For the last 16 months the Federal Communications Commission (FCC) has been sitting on a request from the Europe Union to waive licensing requirements that are thwarting full use of Galileo signals in the United States.
For the last 16 months the Federal Communications Commission (FCC) has been sitting on a request from the Europe Union to waive licensing requirements that are thwarting full use of Galileo signals in the United States.
Already in use in commercial receivers, Galileo signals could, if approved for official use, make police and other government receivers more reliable and accurate. With the waiver Galileo could also be incorporated into requirements for services such as E911 where more signals make it easier to narrow the location of distressed cell phone callers in densely populated areas — including in apartment buildings where finding which floor someone is calling from can be difficult.
Getting Galileo approved was highlighted by the nation’s top satellite navigation experts as a key area they would likely recommend for action by the National Executive Committee for Space-Based Positioning, Navigation, and Timing (PNT), the group in charge of assuring U.S. PNT capability, at its next meeting June 23.
"Putting some fire under the Galileo approval I believe will do two things. One, it will make less theoretical the actual position of the United States, which is not a bad recommendation." said John Stenbit, the chair of the National Space-Based PNT Advisory Board said during their May meeting. "And two, it will be good for us, because it will allow us to do many things that we currently don’t do."

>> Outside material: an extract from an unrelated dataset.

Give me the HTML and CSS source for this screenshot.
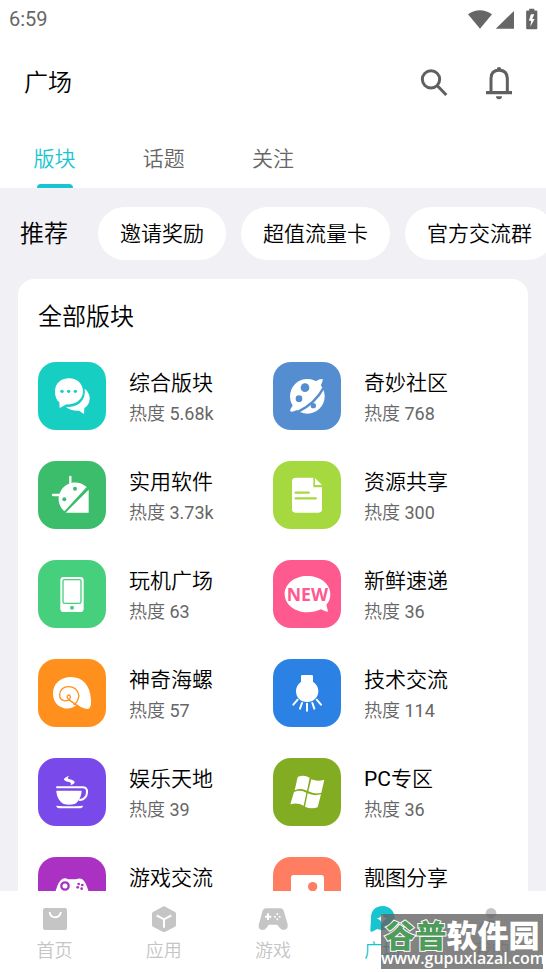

Although the Commission’s lack of action has been publicly criticized by satnav experts and privately by other federal agencies, the FCC has not budged, in part because, well, they haven’t had to. The FCC ultimately answers to Congress, not the White House and Congress has generally been more interested in finding more spectrum for wireless broadband, including potentially rezoning the band next to that used by GPS. Approving the used of another constellation means that protections for that system’s frequencies would have to be tightened and neither the FCC nor lawmakers have seemed interested in complicating the spectrum debate.
That is, until now.
In a report attached to National Defense Authorization Act for Fiscal Year 2017, the powerful House Armed Services Committee, which is chaired by Texas Republican Max Thornberry, urged the FCC to stop foot dragging and act on the waiver request.
The original request for a waiver was made in October of 2013, the report noted, adding the committee believed that "approval of such an allied positioning, navigation, and timing system could meet important national security goals, including the goals outlined in the National Space Policy."
While a number of steps had to be completed before the FCC could post the waiver for public comment — and then make a decision — the committee points out that that preliminary work is done. In fact it’s been done since January 2015 when the National Telecommunications and Information Administration (NTIA) sent a letter to the FCC saying that it had "concluded that the Galileo system and the European Commission request ‘meets the criteria NTIA previously established to grant the waiver.”’
The waiver was "consistent with U.S. trade and other treaty obligations," the NTIA wrote to the FCC in its January letter, and would also be consistent with the spectrum allocations established through the International Telecommunications Union.
In addition to pointedly highlighting the long delay, Thornberry’s committee has directed "the Secretary of Defense, in coordination with the Chairman of the Joint Chiefs of Staff, to submit a report to the congressional defense committees not later than July 1, 2016, outlining the national security benefits that the Department of Defense would expect to derive from a decision by the FCC to approve the European Commission request for the Galileo GNSS system and any other matters they deem relevant."
The Pentagon has been looking at adding Galileo signals to military receivers as a way to help address spoofing and jamming. In fact, the FCC’s foot dragging may now be an issue in the Pentagon’s ability to access Galileo’s Public Regulated Service or PRS.
"You cannot imagine that we are negotiating allowing the United States to use our more precise system of Galileo [PRS] without having reciprocity to use those signals here in the United States," Jaime Silva, an advisor to the Commission, told Inside GNSS late last year. The Galileo program launched two more satellites on May 24 and intends to make PRS signals available to users by the end of this year.
For their part, the Europeans officially are taking a patient approach to the long delays.
The U.S. governmental authorities are in charge of the procedure," said Paul Flament, the head of satellite navigation programs for the European Commission in an emailed comment. "We, in Europe, are simply expecting this procedure to progress but have no comment on how it proceeds at this stage. We simply concur with the statement of the extract of the report."